The President has decided that goods coming into the U.S. will no longer be free from taxes and fees, no matter where they come from or how much they are worth. This is to help control illegal drug imports and improve national security.

Summary

On July 30, 2025, President Donald Trump issued Executive Order 14324, suspending the duty-free de minimis treatment for imports from all countries. This action means that low-value shipments, which previously entered the U.S. without duties, will now be subject to applicable tariffs, taxes, and fees. The order was issued to address national emergencies related to drug trafficking and trade imbalances, ensuring that tariffs effectively counter these threats. The suspension applies to shipments not covered by specific exemptions, with a focus on enhancing the collection of duties and preventing evasion through deceptive shipping practices. The order directs the Department of Homeland Security to implement necessary measures for its enforcement.

Official Record

Federal Register Published

Signed by the President

July 30, 2025

August 05, 2025

Document #2025-14897

Analysis & Impact

💡 How This May Affect You

The executive order suspending duty-free de minimis treatment for all countries means that small shipments, which were previously exempt from duties if their value was below a certain threshold, will now be subject to tariffs and duties regardless of their value. Here's how this change might affect different groups of Americans:

Working Families and Individuals

  • Daily Purchases: Many families and individuals purchase small items online from international sellers, often benefiting from the duty-free de minimis threshold.
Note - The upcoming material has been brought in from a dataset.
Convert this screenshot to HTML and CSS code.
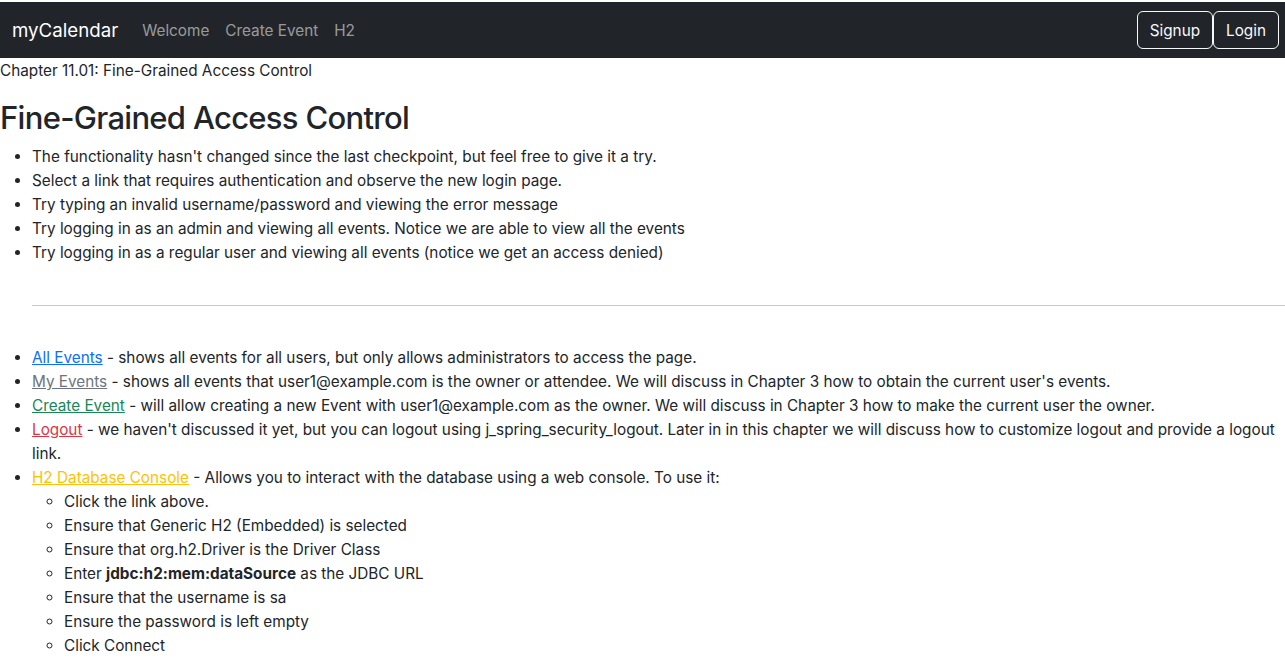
FILE: index.html
```html
<!DOCTYPE html>
<html lang="en">
<head>
<meta charset="utf-8">
<title>myCalendar</title>
<link rel="stylesheet" href="styles.css">
</head>
<body>
<nav class="navbar">
  <div class="nav-left">
    <a class="brand" href="#">myCalendar</a>
    <a class="nav-link" href="#">Welcome</a>
    <a class="nav-link" href="#">Create Event</a>
    <a class="nav-link" href="#">H2</a>
  </div>
  <div class="nav-right">
    <a class="btn" href="#">Signup</a>
    <a class="btn" href="#">Login</a>
  </div>
</nav>
<div class="chapter">Chapter 11.01: Fine-Grained Access Control</div>
<h1 class="title">Fine-Grained Access Control</h1>
<ul class="list">
  <li>The functionality hasn't changed since the last checkpoint, but feel free to give it a try.</li>
  <li>Select a link that requires authentication and observe the new login page.</li>
  <li>Try typing an invalid username/password and viewing the error message</li>
  <li>Try logging in as an admin and viewing all events. Notice we are able to view all the events</li>
  <li>Try logging in as a regular user and viewing all events (notice we get an access denied)</li>
</ul>
<hr class="divider">
<ul class="list links">
  <li><a class="l-primary" href="#">All Events</a> - shows all events for all users, but only allows administrators to access the page.</li>
  <li><a class="l-secondary" href="#">My Events</a> - shows all events that user1@example.com is the owner or attendee. We will discuss in Chapter 3 how to obtain the current user's events.</li>
  <li><a class="l-success" href="#">Create Event</a> - will allow creating a new Event with user1@example.com as the owner. We will discuss in Chapter 3 how to make the current user the owner.</li>
  <li><a class="l-danger" href="#">Logout</a> - we haven't discussed it yet, but you can logout using j_spring_security_logout. Later in in this chapter we will discuss how to customize logout and provide a logout link.</li>
  <li><a class="l-warning" href="#">H2 Database Console</a> - Allows you to interact with the database using a web console. To use it:
    <ul class="sublist">
      <li>Click the link above.</li>
      <li>Ensure that Generic H2 (Embedded) is selected</li>
      <li>Ensure that org.h2.Driver is the Driver Class</li>
      <li>Enter <strong>jdbc:h2:mem:dataSource</strong> as the JDBC URL</li>
      <li>Ensure that the username is sa</li>
      <li>Ensure the password is left empty</li>
      <li>Click Connect</li>
    </ul>
  </li>
</ul>
</body>
</html>
```
FILE: styles.css
```css
* { box-sizing: border-box; }
html, body { margin: 0; }
body {
  padding-top: 2px;
  font-family: Inter, "Liberation Sans", sans-serif;
  font-size: 15.3px;
  line-height: 24px;
  color: #212529;
  background: #fff;
}
.navbar {
  display: flex;
  align-items: center;
  justify-content: space-between;
  height: 56px;
  padding: 2px 6px 0 12px;
  background: #212529;
}
.nav-left { display: flex; align-items: center; }
.brand {
  color: #fff;
  font-size: 18.7px;
  line-height: 30px;
  text-decoration: none;
  margin-right: 16px;
}
.nav-link {
  color: rgba(255,255,255,.55);
  text-decoration: none;
  padding: 8px;
}
.nav-right { display: flex; align-items: center; margin-top: -2px; }
.btn {
  display: inline-block;
  color: #f8f9fa;
  border: 1px solid #f8f9fa;
  border-radius: 6px;
  padding: 7px 12px 5px;
  text-decoration: none;
  line-height: 24px;
}
.chapter { line-height: 24px; margin-top: 1px; }
.title {
  margin: 16px 0 9px;
  font-size: 31px;
  font-weight: 500;
  letter-spacing: -0.7px;
  line-height: 1.2;
}
.list { margin: 0; padding-left: 32px; }
.divider {
  margin: 40px 0 40px 32px;
  border: 0;
  border-top: 1px solid #212529;
  opacity: .25;
}
.sublist { padding-left: 32px; list-style: circle; margin: 0; }
.l-primary { color: #0d6efd; }
.l-secondary { color: #6c757d; }
.l-success { color: #198754; }
.l-danger { color: #dc3545; }
.l-warning { color: #ffc107; }
strong { font-weight: 700; }
```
With this suspension, they might see higher costs for these goods as duties are applied.
  • Budget Impact: The increase in costs for everyday goods could strain budgets, especially for lower-income families who rely on affordable online shopping for necessities or gifts.

Small Business Owners

  • Cost of Goods: Small businesses importing goods for resale could face increased costs due to the new duties. This might lead to higher prices for consumers or reduced profit margins for businesses.
  • Supply Chain Adjustments: Businesses may need to reconsider their supply chains, potentially sourcing more goods domestically or from countries with lower tariff rates, which could involve additional logistical challenges and costs.

Students and Recent Graduates

  • Affordability of Supplies: Students often buy textbooks, electronics, and other educational materials from international sellers. The added cost from duties could make these supplies more expensive, impacting their budgets.
  • Job Market: Graduates entering industries reliant on imported goods might find that companies are adjusting their business strategies due to increased import costs, which could affect hiring and salary offers.

Retirees and Seniors

  • Fixed Incomes: Retirees on fixed incomes might feel the pinch of higher prices for goods they purchase online, reducing their purchasing power.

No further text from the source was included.